In angemessenem Umfang wurden auch die Interessen der Klägerinnen berücksichtigt. Die zusätzliche Zeit für den Schulweg der Klägerinnen zur Realschule … gegenüber dem Schulweg zur Gesamtschule … bewegt sich mit einer Differenz von in etwa einer Zeitstunde in keiner unzumutbaren Größenordnung und ist daher hinzunehmen. Selbiges gilt für einen mit einem Ortswechsel verbundenen Schulwechsel. Zum einen ist dies auch der Fall, wenn auf eine höhere Schule gewechselt wird, zum anderen steht nicht fest, dass dies bei den Klägerinnen überhaupt einmal der Fall sein wird.
Ein Ermessensfehler dahingehend, dass bei der Entscheidung des Beklagten zwischen den Schulartzweigen der Gesamtschule … differenziert wird, ist ebenfalls nicht zu erkennen. Bisher wurde das Ermessen durch den Beklagten dahingehend ausgeübt, die Beförderung zu übernehmen, wenn die Gesamtschule … die nächstgelegene Schule im Sinne des § 2 Abs. 1 Satz 3 SchBefV war. Auch der Gesetzgeber stellt in § 2 Abs. 1 Satz 3 SchBefV auf die gewählte Schulart ab, sodass diese Verwaltungspraxis auch dann nicht zu beanstanden ist, wenn an einer Schule mehrere Schulzweige existieren.
Nach alldem sind die Klägerinnen durch die ablehnende Entscheidung nicht in ihren Rechten verletzt und die Klage ist daher abzuweisen.
Die Kostenentscheidung beruht auf § 154 Abs. 1 VwGO.

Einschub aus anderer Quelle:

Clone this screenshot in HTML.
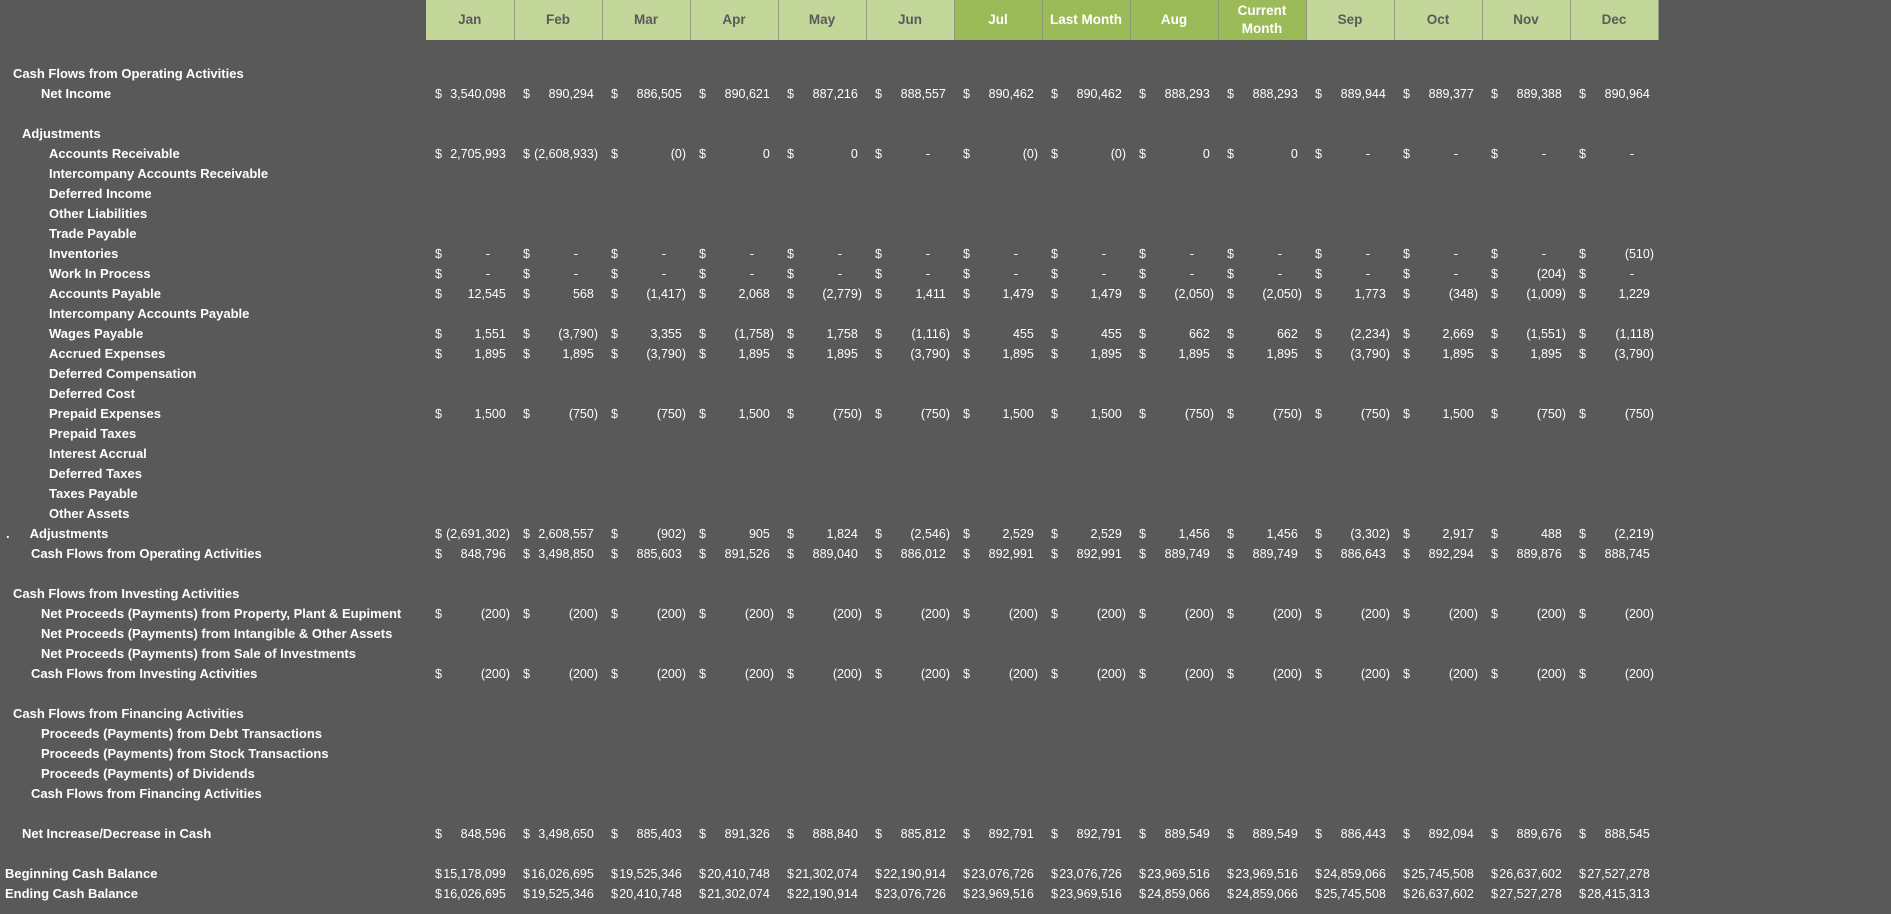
<!DOCTYPE html>
<html><head><meta charset="utf-8">
<style>
body{margin:0;background:#595959;width:1891px;height:914px;overflow:hidden;font-family:"Liberation Sans",sans-serif;color:#fff}
table{border-collapse:collapse;table-layout:fixed;position:absolute;left:0;top:0}
td{padding:0;height:20px;white-space:nowrap;font-size:12.5px;line-height:20px;overflow:visible}
td.l{font-weight:bold;font-size:13px}
td.v{text-align:right;padding-right:4px;padding-left:9px}
td.v i{float:left;font-style:normal}
s{visibility:hidden;text-decoration:none}
em{font-style:normal;padding-right:20px}
th{height:40px;background:#c4d79b;color:#5a5a5a;font-size:13.5px;font-weight:bold;border-right:1px solid #8e9a78;line-height:18px;padding:0}
th.d{background:#9bbb59;color:#fff}
tr.sp td{height:24px}
</style></head><body>
<table>
<colgroup><col style="width:426px"><col span="14" style="width:88px"></colgroup>
<tr><td></td><th>Jan</th><th>Feb</th><th>Mar</th><th>Apr</th><th>May</th><th>Jun</th><th class="d">Jul</th><th class="d">Last Month</th><th class="d">Aug</th><th class="d">Current<br>Month</th><th>Sep</th><th>Oct</th><th>Nov</th><th>Dec</th></tr>
<tr class="sp"><td colspan="15"></td></tr>
<tr><td class="l" style="padding-left:13px">Cash Flows from Operating Activities</td><td colspan="14"></td></tr>
<tr><td class="l" style="padding-left:41px">Net Income</td><td class="v"><i>$</i>3,540,098<s>)</s></td><td class="v"><i>$</i>890,294<s>)</s></td><td class="v"><i>$</i>886,505<s>)</s></td><td class="v"><i>$</i>890,621<s>)</s></td><td class="v"><i>$</i>887,216<s>)</s></td><td class="v"><i>$</i>888,557<s>)</s></td><td class="v"><i>$</i>890,462<s>)</s></td><td class="v"><i>$</i>890,462<s>)</s></td><td class="v"><i>$</i>888,293<s>)</s></td><td class="v"><i>$</i>888,293<s>)</s></td><td class="v"><i>$</i>889,944<s>)</s></td><td class="v"><i>$</i>889,377<s>)</s></td><td class="v"><i>$</i>889,388<s>)</s></td><td class="v"><i>$</i>890,964<s>)</s></td></tr>
<tr><td colspan="15"></td></tr>
<tr><td class="l" style="padding-left:22px">Adjustments</td><td colspan="14"></td></tr>
<tr><td class="l" style="padding-left:49px">Accounts Receivable</td><td class="v"><i>$</i>2,705,993<s>)</s></td><td class="v"><i>$</i>(2,608,933)</td><td class="v"><i>$</i>(0)</td><td class="v"><i>$</i>0<s>)</s></td><td class="v"><i>$</i>0<s>)</s></td><td class="v"><i>$</i><em>-</em></td><td class="v"><i>$</i>(0)</td><td class="v"><i>$</i>(0)</td><td class="v"><i>$</i>0<s>)</s></td><td class="v"><i>$</i>0<s>)</s></td><td class="v"><i>$</i><em>-</em></td><td class="v"><i>$</i><em>-</em></td><td class="v"><i>$</i><em>-</em></td><td class="v"><i>$</i><em>-</em></td></tr>
<tr><td class="l" style="padding-left:49px">Intercompany Accounts Receivable</td><td colspan="14"></td></tr>
<tr><td class="l" style="padding-left:49px">Deferred Income</td><td colspan="14"></td></tr>
<tr><td class="l" style="padding-left:49px">Other Liabilities</td><td colspan="14"></td></tr>
<tr><td class="l" style="padding-left:49px">Trade Payable</td><td colspan="14"></td></tr>
<tr><td class="l" style="padding-left:49px">Inventories</td><td class="v"><i>$</i><em>-</em></td><td class="v"><i>$</i><em>-</em></td><td class="v"><i>$</i><em>-</em></td><td class="v"><i>$</i><em>-</em></td><td class="v"><i>$</i><em>-</em></td><td class="v"><i>$</i><em>-</em></td><td class="v"><i>$</i><em>-</em></td><td class="v"><i>$</i><em>-</em></td><td class="v"><i>$</i><em>-</em></td><td class="v"><i>$</i><em>-</em></td><td class="v"><i>$</i><em>-</em></td><td class="v"><i>$</i><em>-</em></td><td class="v"><i>$</i><em>-</em></td><td class="v"><i>$</i>(510)</td></tr>
<tr><td class="l" style="padding-left:49px">Work In Process</td><td class="v"><i>$</i><em>-</em></td><td class="v"><i>$</i><em>-</em></td><td class="v"><i>$</i><em>-</em></td><td class="v"><i>$</i><em>-</em></td><td class="v"><i>$</i><em>-</em></td><td class="v"><i>$</i><em>-</em></td><td class="v"><i>$</i><em>-</em></td><td class="v"><i>$</i><em>-</em></td><td class="v"><i>$</i><em>-</em></td><td class="v"><i>$</i><em>-</em></td><td class="v"><i>$</i><em>-</em></td><td class="v"><i>$</i><em>-</em></td><td class="v"><i>$</i>(204)</td><td class="v"><i>$</i><em>-</em></td></tr>
<tr><td class="l" style="padding-left:49px">Accounts Payable</td><td class="v"><i>$</i>12,545<s>)</s></td><td class="v"><i>$</i>568<s>)</s></td><td class="v"><i>$</i>(1,417)</td><td class="v"><i>$</i>2,068<s>)</s></td><td class="v"><i>$</i>(2,779)</td><td class="v"><i>$</i>1,411<s>)</s></td><td class="v"><i>$</i>1,479<s>)</s></td><td class="v"><i>$</i>1,479<s>)</s></td><td class="v"><i>$</i>(2,050)</td><td class="v"><i>$</i>(2,050)</td><td class="v"><i>$</i>1,773<s>)</s></td><td class="v"><i>$</i>(348)</td><td class="v"><i>$</i>(1,009)</td><td class="v"><i>$</i>1,229<s>)</s></td></tr>
<tr><td class="l" style="padding-left:49px">Intercompany Accounts Payable</td><td colspan="14"></td></tr>
<tr><td class="l" style="padding-left:49px">Wages Payable</td><td class="v"><i>$</i>1,551<s>)</s></td><td class="v"><i>$</i>(3,790)</td><td class="v"><i>$</i>3,355<s>)</s></td><td class="v"><i>$</i>(1,758)</td><td class="v"><i>$</i>1,758<s>)</s></td><td class="v"><i>$</i>(1,116)</td><td class="v"><i>$</i>455<s>)</s></td><td class="v"><i>$</i>455<s>)</s></td><td class="v"><i>$</i>662<s>)</s></td><td class="v"><i>$</i>662<s>)</s></td><td class="v"><i>$</i>(2,234)</td><td class="v"><i>$</i>2,669<s>)</s></td><td class="v"><i>$</i>(1,551)</td><td class="v"><i>$</i>(1,118)</td></tr>
<tr><td class="l" style="padding-left:49px">Accrued Expenses</td><td class="v"><i>$</i>1,895<s>)</s></td><td class="v"><i>$</i>1,895<s>)</s></td><td class="v"><i>$</i>(3,790)</td><td class="v"><i>$</i>1,895<s>)</s></td><td class="v"><i>$</i>1,895<s>)</s></td><td class="v"><i>$</i>(3,790)</td><td class="v"><i>$</i>1,895<s>)</s></td><td class="v"><i>$</i>1,895<s>)</s></td><td class="v"><i>$</i>1,895<s>)</s></td><td class="v"><i>$</i>1,895<s>)</s></td><td class="v"><i>$</i>(3,790)</td><td class="v"><i>$</i>1,895<s>)</s></td><td class="v"><i>$</i>1,895<s>)</s></td><td class="v"><i>$</i>(3,790)</td></tr>
<tr><td class="l" style="padding-left:49px">Deferred Compensation</td><td colspan="14"></td></tr>
<tr><td class="l" style="padding-left:49px">Deferred Cost</td><td colspan="14"></td></tr>
<tr><td class="l" style="padding-left:49px">Prepaid Expenses</td><td class="v"><i>$</i>1,500<s>)</s></td><td class="v"><i>$</i>(750)</td><td class="v"><i>$</i>(750)</td><td class="v"><i>$</i>1,500<s>)</s></td><td class="v"><i>$</i>(750)</td><td class="v"><i>$</i>(750)</td><td class="v"><i>$</i>1,500<s>)</s></td><td class="v"><i>$</i>1,500<s>)</s></td><td class="v"><i>$</i>(750)</td><td class="v"><i>$</i>(750)</td><td class="v"><i>$</i>(750)</td><td class="v"><i>$</i>1,500<s>)</s></td><td class="v"><i>$</i>(750)</td><td class="v"><i>$</i>(750)</td></tr>
<tr><td class="l" style="padding-left:49px">Prepaid Taxes</td><td colspan="14"></td></tr>
<tr><td class="l" style="padding-left:49px">Interest Accrual</td><td colspan="14"></td></tr>
<tr><td class="l" style="padding-left:49px">Deferred Taxes</td><td colspan="14"></td></tr>
<tr><td class="l" style="padding-left:49px">Taxes Payable</td><td colspan="14"></td></tr>
<tr><td class="l" style="padding-left:49px">Other Assets</td><td colspan="14"></td></tr>
<tr><td class="l" style="padding-left:6px">.<span style="padding-left:20px">Adjustments</span></td><td class="v"><i>$</i>(2,691,302)</td><td class="v"><i>$</i>2,608,557<s>)</s></td><td class="v"><i>$</i>(902)</td><td class="v"><i>$</i>905<s>)</s></td><td class="v"><i>$</i>1,824<s>)</s></td><td class="v"><i>$</i>(2,546)</td><td class="v"><i>$</i>2,529<s>)</s></td><td class="v"><i>$</i>2,529<s>)</s></td><td class="v"><i>$</i>1,456<s>)</s></td><td class="v"><i>$</i>1,456<s>)</s></td><td class="v"><i>$</i>(3,302)</td><td class="v"><i>$</i>2,917<s>)</s></td><td class="v"><i>$</i>488<s>)</s></td><td class="v"><i>$</i>(2,219)</td></tr>
<tr><td class="l" style="padding-left:31px">Cash Flows from Operating Activities</td><td class="v"><i>$</i>848,796<s>)</s></td><td class="v"><i>$</i>3,498,850<s>)</s></td><td class="v"><i>$</i>885,603<s>)</s></td><td class="v"><i>$</i>891,526<s>)</s></td><td class="v"><i>$</i>889,040<s>)</s></td><td class="v"><i>$</i>886,012<s>)</s></td><td class="v"><i>$</i>892,991<s>)</s></td><td class="v"><i>$</i>892,991<s>)</s></td><td class="v"><i>$</i>889,749<s>)</s></td><td class="v"><i>$</i>889,749<s>)</s></td><td class="v"><i>$</i>886,643<s>)</s></td><td class="v"><i>$</i>892,294<s>)</s></td><td class="v"><i>$</i>889,876<s>)</s></td><td class="v"><i>$</i>888,745<s>)</s></td></tr>
<tr><td colspan="15"></td></tr>
<tr><td class="l" style="padding-left:13px">Cash Flows from Investing Activities</td><td colspan="14"></td></tr>
<tr><td class="l" style="padding-left:41px">Net Proceeds (Payments) from Property, Plant &amp; Eupiment</td><td class="v"><i>$</i>(200)</td><td class="v"><i>$</i>(200)</td><td class="v"><i>$</i>(200)</td><td class="v"><i>$</i>(200)</td><td class="v"><i>$</i>(200)</td><td class="v"><i>$</i>(200)</td><td class="v"><i>$</i>(200)</td><td class="v"><i>$</i>(200)</td><td class="v"><i>$</i>(200)</td><td class="v"><i>$</i>(200)</td><td class="v"><i>$</i>(200)</td><td class="v"><i>$</i>(200)</td><td class="v"><i>$</i>(200)</td><td class="v"><i>$</i>(200)</td></tr>
<tr><td class="l" style="padding-left:41px">Net Proceeds (Payments) from Intangible &amp; Other Assets</td><td colspan="14"></td></tr>
<tr><td class="l" style="padding-left:41px">Net Proceeds (Payments) from Sale of Investments</td><td colspan="14"></td></tr>
<tr><td class="l" style="padding-left:31px">Cash Flows from Investing Activities</td><td class="v"><i>$</i>(200)</td><td class="v"><i>$</i>(200)</td><td class="v"><i>$</i>(200)</td><td class="v"><i>$</i>(200)</td><td class="v"><i>$</i>(200)</td><td class="v"><i>$</i>(200)</td><td class="v"><i>$</i>(200)</td><td class="v"><i>$</i>(200)</td><td class="v"><i>$</i>(200)</td><td class="v"><i>$</i>(200)</td><td class="v"><i>$</i>(200)</td><td class="v"><i>$</i>(200)</td><td class="v"><i>$</i>(200)</td><td class="v"><i>$</i>(200)</td></tr>
<tr><td colspan="15"></td></tr>
<tr><td class="l" style="padding-left:13px">Cash Flows from Financing Activities</td><td colspan="14"></td></tr>
<tr><td class="l" style="padding-left:41px">Proceeds (Payments) from Debt Transactions</td><td colspan="14"></td></tr>
<tr><td class="l" style="padding-left:41px">Proceeds (Payments) from Stock Transactions</td><td colspan="14"></td></tr>
<tr><td class="l" style="padding-left:41px">Proceeds (Payments) of Dividends</td><td colspan="14"></td></tr>
<tr><td class="l" style="padding-left:31px">Cash Flows from Financing Activities</td><td colspan="14"></td></tr>
<tr><td colspan="15"></td></tr>
<tr><td class="l" style="padding-left:22px">Net Increase/Decrease in Cash</td><td class="v"><i>$</i>848,596<s>)</s></td><td class="v"><i>$</i>3,498,650<s>)</s></td><td class="v"><i>$</i>885,403<s>)</s></td><td class="v"><i>$</i>891,326<s>)</s></td><td class="v"><i>$</i>888,840<s>)</s></td><td class="v"><i>$</i>885,812<s>)</s></td><td class="v"><i>$</i>892,791<s>)</s></td><td class="v"><i>$</i>892,791<s>)</s></td><td class="v"><i>$</i>889,549<s>)</s></td><td class="v"><i>$</i>889,549<s>)</s></td><td class="v"><i>$</i>886,443<s>)</s></td><td class="v"><i>$</i>892,094<s>)</s></td><td class="v"><i>$</i>889,676<s>)</s></td><td class="v"><i>$</i>888,545<s>)</s></td></tr>
<tr><td colspan="15"></td></tr>
<tr><td class="l" style="padding-left:5px">Beginning Cash Balance</td><td class="v"><i>$</i>15,178,099<s>)</s></td><td class="v"><i>$</i>16,026,695<s>)</s></td><td class="v"><i>$</i>19,525,346<s>)</s></td><td class="v"><i>$</i>20,410,748<s>)</s></td><td class="v"><i>$</i>21,302,074<s>)</s></td><td class="v"><i>$</i>22,190,914<s>)</s></td><td class="v"><i>$</i>23,076,726<s>)</s></td><td class="v"><i>$</i>23,076,726<s>)</s></td><td class="v"><i>$</i>23,969,516<s>)</s></td><td class="v"><i>$</i>23,969,516<s>)</s></td><td class="v"><i>$</i>24,859,066<s>)</s></td><td class="v"><i>$</i>25,745,508<s>)</s></td><td class="v"><i>$</i>26,637,602<s>)</s></td><td class="v"><i>$</i>27,527,278<s>)</s></td></tr>
<tr><td class="l" style="padding-left:5px">Ending Cash Balance</td><td class="v"><i>$</i>16,026,695<s>)</s></td><td class="v"><i>$</i>19,525,346<s>)</s></td><td class="v"><i>$</i>20,410,748<s>)</s></td><td class="v"><i>$</i>21,302,074<s>)</s></td><td class="v"><i>$</i>22,190,914<s>)</s></td><td class="v"><i>$</i>23,076,726<s>)</s></td><td class="v"><i>$</i>23,969,516<s>)</s></td><td class="v"><i>$</i>23,969,516<s>)</s></td><td class="v"><i>$</i>24,859,066<s>)</s></td><td class="v"><i>$</i>24,859,066<s>)</s></td><td class="v"><i>$</i>25,745,508<s>)</s></td><td class="v"><i>$</i>26,637,602<s>)</s></td><td class="v"><i>$</i>27,527,278<s>)</s></td><td class="v"><i>$</i>28,415,313<s>)</s></td></tr>
</table>
</body></html>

Die Entscheidung über die vorläufige Vollstreckbarkeit folgt aus § 167 Abs. 1 VwGO i.V.m. § 708 Nr. 11 ZPO. Der Einräumung einer Abwendungsbefugnis bedurfte es angesichts der -wenn überhaupt anfallenden – jedenfalls geringen, vorläufig vollstreckbaren Aufwendungen des Beklagten nicht, zumal dieser auch die Rückzahlung garantieren kann, sollte in der Sache eine Entscheidung mit anderer Kostentragungspflicht ergehen.